I’ve been enchanted by the gourmet food scene – local produce, seasonal ingredients, inspired and unique recipes – for as long as I’ve been watching Foodnetwork (which has been a bonding channel for my mom and I for as long as I can remember.) It makes sense to adapt menus to the ingredients’ unique properties rather than forcing ingredients to make the normal expected platters of the masses.

So of course I fell in love with the new Salut Kitchen Bar in Tempe. It’s got an upscale recycle kitsch feel to it that seemed very classy yet casual, perfect for the University environment. The one page menu offered a mouth-watering selection of appetizers, salads, burgers and entrées at a decent price. The back of the menu listed their extensive selection of wines and beers. And then they had yet another menu for their creative and unusual cocktails (they range on the more expensive side, but believe me they are worth the splurge!)

My friends and I decided to share several of the tapas: the Chef’s plate (smoked gouda, honey white cheddar, brie, 3 meats, home brined black, green and purple olives, goat cheese stuffed papadew peppers, chipotle sauce, figs, and seasoned nuts with 4 slices of toast), the Grilled Halloumi Cheese with microgreens and capers, and the Hummus Nachos (fried pita with hummus, balsamic reduction, and the pièce de la résistance – pomegranate seeds.)

Needless to say it was a religious experience. The meats were exactly what sliced beef and cured pork should taste and chew like, the cheeses complimented the olives, figs and meats. The olives were so juicy and perfectly salty. The papadew peppers had a delightful tang and bite to them that the creamy goat cheese smoothed out.

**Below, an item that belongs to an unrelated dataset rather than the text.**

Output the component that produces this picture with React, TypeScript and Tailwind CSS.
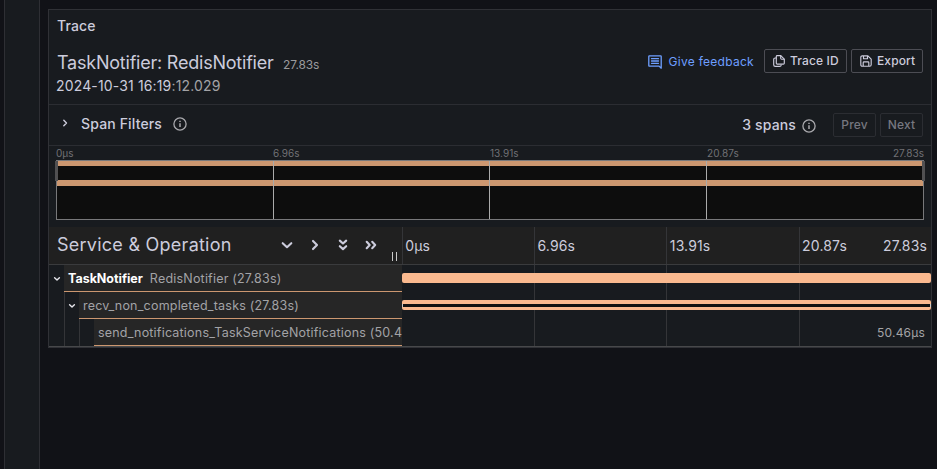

The Hummus Nachos were so divinely created that I ate most of them with my eyes closed, slowly chewing the crispy and doughy pita, savoring the complex combination of tangy hummus and sweet balsamic. The bright burst of pomegranate juice was the epitome of harmony (I was so disappointed that there was only one seed per pita nacho.)

Top off this amazing meal with an unending supply of mimosas (a Sunday special,) and it was one of the best food experiences I have enjoyed here in the states.